In Florida, someone must be read their Miranda rights by law enforcement before they are subject to custodial interrogation. According to the U.S. Supreme Court’s Miranda v. Arizona, 384 U.S. 436 (1966) ruling, police must notify someone of:
- The right to remain silent
- The fact that anything they say can and will be used against them in court
- The right to an attorney, including during police questioning
- The fact that if they cannot afford an attorney, one will be provided for them
If someone is read their Miranda rights, the smart move is to exercise them. Tell the police you will be remaining silent and request an attorney.
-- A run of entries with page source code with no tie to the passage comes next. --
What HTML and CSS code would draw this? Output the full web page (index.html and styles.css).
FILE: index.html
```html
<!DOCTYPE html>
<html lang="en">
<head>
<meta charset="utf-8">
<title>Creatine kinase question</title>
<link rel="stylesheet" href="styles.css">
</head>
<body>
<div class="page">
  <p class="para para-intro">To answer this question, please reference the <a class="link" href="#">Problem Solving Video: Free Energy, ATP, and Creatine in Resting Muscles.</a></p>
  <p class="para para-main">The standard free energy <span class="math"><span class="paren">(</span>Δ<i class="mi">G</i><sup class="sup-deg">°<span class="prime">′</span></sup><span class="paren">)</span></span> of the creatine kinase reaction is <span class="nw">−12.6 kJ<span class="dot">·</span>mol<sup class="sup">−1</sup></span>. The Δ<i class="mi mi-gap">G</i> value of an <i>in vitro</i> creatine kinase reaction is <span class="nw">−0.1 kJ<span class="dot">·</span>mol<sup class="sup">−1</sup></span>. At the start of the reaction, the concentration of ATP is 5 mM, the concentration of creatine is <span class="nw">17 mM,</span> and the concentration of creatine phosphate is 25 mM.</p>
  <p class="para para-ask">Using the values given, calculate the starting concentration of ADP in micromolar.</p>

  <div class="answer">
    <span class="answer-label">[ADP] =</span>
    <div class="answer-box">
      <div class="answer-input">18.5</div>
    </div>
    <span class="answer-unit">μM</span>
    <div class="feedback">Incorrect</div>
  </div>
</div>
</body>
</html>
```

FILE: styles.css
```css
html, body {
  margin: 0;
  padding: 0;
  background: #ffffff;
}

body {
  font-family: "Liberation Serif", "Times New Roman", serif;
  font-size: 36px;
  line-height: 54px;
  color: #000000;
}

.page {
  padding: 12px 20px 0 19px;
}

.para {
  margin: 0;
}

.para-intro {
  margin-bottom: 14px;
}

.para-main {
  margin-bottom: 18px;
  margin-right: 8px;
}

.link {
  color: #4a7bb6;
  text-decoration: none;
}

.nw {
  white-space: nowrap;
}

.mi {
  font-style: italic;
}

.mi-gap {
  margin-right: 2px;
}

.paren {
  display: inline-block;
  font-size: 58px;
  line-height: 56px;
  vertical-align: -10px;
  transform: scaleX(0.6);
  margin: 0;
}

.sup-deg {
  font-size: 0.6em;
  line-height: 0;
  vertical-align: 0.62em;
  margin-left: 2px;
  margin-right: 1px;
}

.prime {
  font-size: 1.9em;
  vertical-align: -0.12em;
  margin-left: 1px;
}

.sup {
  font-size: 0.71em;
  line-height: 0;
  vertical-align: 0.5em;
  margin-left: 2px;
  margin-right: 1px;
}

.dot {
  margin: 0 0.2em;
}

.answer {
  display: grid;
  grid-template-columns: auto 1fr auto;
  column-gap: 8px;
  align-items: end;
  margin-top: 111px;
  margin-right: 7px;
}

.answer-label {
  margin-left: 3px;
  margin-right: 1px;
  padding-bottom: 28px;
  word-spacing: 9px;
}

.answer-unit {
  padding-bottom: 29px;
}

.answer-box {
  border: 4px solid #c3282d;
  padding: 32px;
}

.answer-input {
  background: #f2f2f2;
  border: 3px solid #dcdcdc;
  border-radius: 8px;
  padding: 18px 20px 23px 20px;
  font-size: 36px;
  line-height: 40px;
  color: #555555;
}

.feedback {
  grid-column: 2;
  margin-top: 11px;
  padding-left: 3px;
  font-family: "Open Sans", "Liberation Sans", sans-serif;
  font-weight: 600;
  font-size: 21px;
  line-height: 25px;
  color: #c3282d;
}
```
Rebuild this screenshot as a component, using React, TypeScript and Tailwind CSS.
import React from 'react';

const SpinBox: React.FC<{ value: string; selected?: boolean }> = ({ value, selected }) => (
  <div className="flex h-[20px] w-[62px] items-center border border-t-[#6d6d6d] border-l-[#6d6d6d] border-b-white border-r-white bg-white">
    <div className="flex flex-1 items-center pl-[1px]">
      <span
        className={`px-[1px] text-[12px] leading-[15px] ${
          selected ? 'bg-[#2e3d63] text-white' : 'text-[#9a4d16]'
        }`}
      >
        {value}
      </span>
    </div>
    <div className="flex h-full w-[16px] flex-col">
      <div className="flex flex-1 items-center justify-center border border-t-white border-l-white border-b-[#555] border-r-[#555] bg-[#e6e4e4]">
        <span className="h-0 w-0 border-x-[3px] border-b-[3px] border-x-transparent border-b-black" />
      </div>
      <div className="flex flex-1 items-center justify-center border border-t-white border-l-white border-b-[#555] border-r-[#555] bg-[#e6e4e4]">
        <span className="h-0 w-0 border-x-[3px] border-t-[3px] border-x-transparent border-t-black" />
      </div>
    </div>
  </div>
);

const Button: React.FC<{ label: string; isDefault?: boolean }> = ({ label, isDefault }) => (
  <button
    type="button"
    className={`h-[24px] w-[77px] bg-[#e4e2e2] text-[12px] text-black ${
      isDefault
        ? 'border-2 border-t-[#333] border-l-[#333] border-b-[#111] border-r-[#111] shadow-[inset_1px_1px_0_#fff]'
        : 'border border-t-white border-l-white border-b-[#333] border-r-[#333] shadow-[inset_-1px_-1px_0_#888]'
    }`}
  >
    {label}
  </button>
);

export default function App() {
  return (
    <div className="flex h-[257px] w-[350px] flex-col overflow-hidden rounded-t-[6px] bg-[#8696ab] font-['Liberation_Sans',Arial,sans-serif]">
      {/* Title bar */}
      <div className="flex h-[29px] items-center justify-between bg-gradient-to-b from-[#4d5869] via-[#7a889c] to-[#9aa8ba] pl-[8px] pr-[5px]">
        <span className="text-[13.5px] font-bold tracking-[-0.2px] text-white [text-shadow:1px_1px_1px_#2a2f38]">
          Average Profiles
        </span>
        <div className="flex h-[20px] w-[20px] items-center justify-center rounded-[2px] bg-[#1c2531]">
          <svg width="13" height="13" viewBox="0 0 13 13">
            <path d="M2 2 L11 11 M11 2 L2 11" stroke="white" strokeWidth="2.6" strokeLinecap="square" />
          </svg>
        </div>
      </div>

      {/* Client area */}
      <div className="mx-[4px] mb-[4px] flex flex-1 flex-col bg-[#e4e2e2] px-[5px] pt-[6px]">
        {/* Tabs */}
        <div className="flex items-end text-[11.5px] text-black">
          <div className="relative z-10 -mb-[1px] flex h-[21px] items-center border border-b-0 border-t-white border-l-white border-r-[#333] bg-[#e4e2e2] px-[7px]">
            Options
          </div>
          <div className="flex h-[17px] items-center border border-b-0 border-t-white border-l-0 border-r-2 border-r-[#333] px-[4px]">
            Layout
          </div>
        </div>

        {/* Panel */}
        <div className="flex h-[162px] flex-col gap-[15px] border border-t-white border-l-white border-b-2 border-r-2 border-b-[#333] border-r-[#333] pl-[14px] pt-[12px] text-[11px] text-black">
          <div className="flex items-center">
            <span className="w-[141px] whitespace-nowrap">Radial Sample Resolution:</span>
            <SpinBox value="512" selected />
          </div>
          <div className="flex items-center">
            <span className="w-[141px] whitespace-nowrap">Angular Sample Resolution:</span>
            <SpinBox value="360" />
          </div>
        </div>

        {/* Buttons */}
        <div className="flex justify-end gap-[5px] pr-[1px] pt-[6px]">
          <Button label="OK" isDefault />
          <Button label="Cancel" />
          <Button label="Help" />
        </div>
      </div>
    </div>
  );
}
Actually communicate this, as if you simply sit there quietly and say nothing, law enforcement can continue questioning you in an effort to get you to speak. Berghuis v. Thompkins, 560 U.S. 370 (2010)
After being read these rights, some still decide to “waive” them and agree to speak with police without an attorney present. Often, suspects decide to do so because they think they can “outwit” the police or avoid incriminating themselves. In reality, officers are trained to elicit details from people that they think won’t hurt them, but may significantly undermine their case at trial.
If someone waives their Miranda rights knowingly, intelligently, and voluntarily, their statements following this waiver to police may be used against them in court. For a waiver to be considered knowing, intelligent, and voluntary (legally valid), someone must understand all of their rights as well as the potential consequences of not exercising them.
It is important to note that, as the Miranda warning says, any post-Miranda statements someone makes after a valid waiver can be used against them in court. This includes confessions to the crime, which can “seal the deal” in many cases (or at least, make it more likely an unfavorable verdict will be returned).
At the start of interrogation or during interrogation itself, someone may invoke their Miranda rights – requiring law enforcement to terminate questioning.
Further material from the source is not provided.